TASK BRIEF: Within the material below, find each line bearing the word "this" and present it.

[Interface markup and scripts]
** START **

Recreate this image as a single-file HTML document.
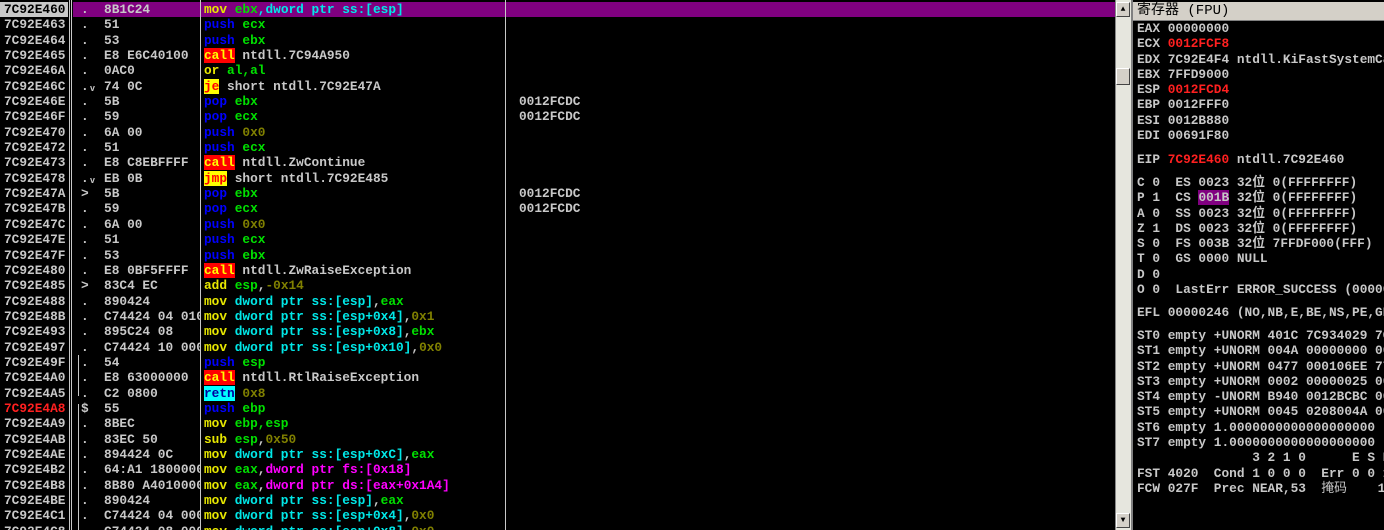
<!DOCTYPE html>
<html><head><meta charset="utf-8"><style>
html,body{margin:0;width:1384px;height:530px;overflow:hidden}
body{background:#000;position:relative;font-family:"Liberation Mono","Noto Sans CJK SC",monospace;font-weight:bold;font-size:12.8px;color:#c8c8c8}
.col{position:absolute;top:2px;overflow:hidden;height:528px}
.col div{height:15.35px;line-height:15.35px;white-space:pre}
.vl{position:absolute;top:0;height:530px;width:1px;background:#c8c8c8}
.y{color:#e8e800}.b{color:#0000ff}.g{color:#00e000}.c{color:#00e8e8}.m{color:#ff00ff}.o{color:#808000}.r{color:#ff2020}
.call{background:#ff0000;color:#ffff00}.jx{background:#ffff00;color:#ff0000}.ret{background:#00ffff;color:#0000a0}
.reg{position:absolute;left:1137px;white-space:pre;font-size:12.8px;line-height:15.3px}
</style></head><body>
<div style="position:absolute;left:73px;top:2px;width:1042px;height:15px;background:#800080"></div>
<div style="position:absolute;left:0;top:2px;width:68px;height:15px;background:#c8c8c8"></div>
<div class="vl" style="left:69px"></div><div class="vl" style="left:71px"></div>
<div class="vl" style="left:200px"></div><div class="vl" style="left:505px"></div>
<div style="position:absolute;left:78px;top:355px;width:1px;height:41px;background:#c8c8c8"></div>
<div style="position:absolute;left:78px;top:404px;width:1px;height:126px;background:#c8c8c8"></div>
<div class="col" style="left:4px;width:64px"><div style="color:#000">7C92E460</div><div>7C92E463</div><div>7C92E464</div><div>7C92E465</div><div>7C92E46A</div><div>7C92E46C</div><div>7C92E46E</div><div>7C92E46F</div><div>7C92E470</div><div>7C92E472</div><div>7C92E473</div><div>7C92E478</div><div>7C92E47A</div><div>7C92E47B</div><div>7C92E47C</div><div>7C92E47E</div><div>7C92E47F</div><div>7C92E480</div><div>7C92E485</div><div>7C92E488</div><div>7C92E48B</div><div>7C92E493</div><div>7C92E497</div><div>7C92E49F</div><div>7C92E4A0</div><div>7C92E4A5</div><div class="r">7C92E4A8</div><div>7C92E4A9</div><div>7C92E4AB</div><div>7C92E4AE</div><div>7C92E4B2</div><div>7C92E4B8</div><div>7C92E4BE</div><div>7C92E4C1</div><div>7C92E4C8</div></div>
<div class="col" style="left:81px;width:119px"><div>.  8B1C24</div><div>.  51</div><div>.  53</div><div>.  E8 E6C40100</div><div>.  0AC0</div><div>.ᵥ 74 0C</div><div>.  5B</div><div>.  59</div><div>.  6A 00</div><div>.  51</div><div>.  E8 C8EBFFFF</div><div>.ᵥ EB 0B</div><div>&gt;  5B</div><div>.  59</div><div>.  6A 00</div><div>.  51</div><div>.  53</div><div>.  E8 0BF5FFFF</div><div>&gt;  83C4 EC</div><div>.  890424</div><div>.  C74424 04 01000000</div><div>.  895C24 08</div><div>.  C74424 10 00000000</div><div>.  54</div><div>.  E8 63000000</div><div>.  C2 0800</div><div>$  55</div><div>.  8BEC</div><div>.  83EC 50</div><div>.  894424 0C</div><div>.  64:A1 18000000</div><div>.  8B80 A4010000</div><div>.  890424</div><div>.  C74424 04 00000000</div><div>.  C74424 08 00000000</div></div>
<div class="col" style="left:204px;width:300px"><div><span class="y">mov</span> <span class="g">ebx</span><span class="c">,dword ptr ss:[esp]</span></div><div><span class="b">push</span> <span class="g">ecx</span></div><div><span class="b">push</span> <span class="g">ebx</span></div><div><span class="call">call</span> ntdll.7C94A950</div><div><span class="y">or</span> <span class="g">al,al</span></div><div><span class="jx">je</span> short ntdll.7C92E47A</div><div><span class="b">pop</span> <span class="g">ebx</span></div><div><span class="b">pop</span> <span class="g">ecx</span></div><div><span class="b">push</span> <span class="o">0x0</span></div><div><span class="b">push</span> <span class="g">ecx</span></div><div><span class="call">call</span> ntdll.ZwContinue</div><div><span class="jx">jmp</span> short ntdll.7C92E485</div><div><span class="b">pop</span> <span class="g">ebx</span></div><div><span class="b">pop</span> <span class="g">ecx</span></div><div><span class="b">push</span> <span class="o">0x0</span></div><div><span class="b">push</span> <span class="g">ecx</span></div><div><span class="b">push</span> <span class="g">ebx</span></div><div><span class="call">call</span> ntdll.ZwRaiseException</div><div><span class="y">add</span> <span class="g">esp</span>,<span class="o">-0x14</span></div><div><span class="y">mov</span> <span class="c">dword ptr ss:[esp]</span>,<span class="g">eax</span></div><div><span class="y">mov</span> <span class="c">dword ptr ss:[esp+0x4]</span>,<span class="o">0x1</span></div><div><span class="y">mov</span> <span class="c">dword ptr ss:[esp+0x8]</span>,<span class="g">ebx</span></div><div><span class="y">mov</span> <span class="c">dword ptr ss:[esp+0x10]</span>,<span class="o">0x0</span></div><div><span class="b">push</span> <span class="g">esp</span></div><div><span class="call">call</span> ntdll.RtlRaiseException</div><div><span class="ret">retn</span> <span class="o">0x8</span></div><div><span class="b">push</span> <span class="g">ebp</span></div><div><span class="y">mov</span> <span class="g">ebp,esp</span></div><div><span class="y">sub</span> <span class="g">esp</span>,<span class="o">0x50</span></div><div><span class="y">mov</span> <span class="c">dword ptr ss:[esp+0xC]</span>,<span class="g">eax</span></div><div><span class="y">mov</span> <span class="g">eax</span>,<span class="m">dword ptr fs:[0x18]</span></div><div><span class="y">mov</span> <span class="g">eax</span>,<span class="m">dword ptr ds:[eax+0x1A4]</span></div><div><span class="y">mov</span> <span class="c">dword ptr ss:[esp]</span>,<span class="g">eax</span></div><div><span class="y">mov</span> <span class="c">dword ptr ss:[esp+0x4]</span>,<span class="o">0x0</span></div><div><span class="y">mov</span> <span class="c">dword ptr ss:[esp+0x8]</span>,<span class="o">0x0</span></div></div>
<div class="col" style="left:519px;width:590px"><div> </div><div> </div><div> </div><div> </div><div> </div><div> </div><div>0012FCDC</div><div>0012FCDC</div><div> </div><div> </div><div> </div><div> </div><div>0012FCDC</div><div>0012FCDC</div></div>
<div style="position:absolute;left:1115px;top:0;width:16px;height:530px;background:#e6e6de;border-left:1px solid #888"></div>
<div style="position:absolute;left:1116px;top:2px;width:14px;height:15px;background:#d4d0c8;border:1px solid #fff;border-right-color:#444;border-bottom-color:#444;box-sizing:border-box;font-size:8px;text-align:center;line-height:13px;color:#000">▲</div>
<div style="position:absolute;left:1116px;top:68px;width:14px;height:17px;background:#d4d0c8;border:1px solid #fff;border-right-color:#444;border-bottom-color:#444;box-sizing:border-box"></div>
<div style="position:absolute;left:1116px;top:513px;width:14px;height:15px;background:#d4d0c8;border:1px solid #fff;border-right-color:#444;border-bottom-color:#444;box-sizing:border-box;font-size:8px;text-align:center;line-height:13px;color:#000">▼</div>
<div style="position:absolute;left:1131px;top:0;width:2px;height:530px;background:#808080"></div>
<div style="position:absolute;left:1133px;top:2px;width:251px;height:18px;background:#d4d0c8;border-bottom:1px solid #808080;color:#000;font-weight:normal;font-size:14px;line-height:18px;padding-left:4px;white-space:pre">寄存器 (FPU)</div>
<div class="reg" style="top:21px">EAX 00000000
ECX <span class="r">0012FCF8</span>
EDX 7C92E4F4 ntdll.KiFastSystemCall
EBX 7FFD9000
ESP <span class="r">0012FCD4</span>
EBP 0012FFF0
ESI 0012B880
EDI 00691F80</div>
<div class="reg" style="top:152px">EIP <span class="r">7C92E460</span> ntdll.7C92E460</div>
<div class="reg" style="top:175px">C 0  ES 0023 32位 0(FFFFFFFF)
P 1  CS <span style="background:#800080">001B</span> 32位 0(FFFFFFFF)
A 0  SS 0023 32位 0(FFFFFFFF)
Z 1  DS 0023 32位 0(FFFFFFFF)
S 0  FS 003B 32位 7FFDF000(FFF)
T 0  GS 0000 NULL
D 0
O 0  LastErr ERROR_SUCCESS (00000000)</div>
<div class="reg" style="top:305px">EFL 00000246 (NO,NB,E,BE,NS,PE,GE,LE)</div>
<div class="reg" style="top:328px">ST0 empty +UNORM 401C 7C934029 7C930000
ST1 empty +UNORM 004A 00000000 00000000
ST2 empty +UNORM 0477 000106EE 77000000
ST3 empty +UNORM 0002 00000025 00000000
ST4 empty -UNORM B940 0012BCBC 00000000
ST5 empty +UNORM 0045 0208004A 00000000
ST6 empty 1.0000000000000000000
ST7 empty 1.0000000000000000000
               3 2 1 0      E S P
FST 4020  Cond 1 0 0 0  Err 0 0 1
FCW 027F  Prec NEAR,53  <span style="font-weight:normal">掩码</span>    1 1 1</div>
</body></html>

** END **
** START **

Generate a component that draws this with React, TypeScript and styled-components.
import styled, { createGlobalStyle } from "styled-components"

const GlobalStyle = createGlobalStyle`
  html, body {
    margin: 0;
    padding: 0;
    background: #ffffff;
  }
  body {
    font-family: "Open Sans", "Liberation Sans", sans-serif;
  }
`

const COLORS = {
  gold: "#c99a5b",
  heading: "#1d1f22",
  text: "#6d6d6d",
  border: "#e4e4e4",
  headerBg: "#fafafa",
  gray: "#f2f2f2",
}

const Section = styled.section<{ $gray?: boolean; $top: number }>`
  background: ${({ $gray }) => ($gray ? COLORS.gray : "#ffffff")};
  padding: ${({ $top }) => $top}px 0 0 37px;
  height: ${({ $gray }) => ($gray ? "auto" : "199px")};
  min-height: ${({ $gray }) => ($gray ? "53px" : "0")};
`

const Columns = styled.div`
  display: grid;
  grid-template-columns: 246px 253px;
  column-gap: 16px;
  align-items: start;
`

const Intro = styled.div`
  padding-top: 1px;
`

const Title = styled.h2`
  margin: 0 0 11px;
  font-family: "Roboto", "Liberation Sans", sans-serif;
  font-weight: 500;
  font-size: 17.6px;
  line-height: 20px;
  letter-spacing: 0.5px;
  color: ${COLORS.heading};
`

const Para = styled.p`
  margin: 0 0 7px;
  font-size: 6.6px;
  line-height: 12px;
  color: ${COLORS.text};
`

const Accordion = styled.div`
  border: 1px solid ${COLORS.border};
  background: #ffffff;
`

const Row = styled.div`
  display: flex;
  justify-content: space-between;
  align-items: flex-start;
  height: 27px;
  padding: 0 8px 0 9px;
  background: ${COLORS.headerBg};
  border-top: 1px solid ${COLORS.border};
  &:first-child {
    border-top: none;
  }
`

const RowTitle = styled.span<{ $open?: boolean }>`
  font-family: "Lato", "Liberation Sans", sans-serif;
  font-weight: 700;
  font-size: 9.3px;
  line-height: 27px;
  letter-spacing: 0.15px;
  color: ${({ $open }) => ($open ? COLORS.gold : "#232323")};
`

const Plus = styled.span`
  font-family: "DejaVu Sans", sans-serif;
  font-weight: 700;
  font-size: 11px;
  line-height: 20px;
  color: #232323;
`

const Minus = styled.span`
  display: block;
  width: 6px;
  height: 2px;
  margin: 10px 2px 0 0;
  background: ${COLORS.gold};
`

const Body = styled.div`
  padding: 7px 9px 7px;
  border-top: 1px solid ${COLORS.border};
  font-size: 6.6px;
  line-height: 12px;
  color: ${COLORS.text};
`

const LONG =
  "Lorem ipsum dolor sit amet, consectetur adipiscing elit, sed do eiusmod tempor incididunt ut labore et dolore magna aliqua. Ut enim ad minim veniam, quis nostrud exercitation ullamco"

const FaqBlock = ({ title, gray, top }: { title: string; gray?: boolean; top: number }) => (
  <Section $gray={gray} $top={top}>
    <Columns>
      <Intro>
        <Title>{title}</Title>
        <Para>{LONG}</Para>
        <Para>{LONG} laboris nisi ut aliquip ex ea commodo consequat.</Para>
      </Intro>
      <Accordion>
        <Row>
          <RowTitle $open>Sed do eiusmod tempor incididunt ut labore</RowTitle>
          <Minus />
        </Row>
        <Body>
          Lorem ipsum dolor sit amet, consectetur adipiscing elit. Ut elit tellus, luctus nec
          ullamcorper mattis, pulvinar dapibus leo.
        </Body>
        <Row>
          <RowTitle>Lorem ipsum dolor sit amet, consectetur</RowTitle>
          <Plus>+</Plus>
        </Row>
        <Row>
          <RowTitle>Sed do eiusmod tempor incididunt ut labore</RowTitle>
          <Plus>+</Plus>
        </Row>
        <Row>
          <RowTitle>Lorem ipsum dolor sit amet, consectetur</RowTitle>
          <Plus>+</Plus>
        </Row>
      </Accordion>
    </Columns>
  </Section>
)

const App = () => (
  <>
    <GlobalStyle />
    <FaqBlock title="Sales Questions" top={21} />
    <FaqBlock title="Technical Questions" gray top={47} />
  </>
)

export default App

** END **

EXERCISE SOLUTION:
Recreate this image as a single-file HTML document.
Generate a component that draws this with React, TypeScript and styled-components.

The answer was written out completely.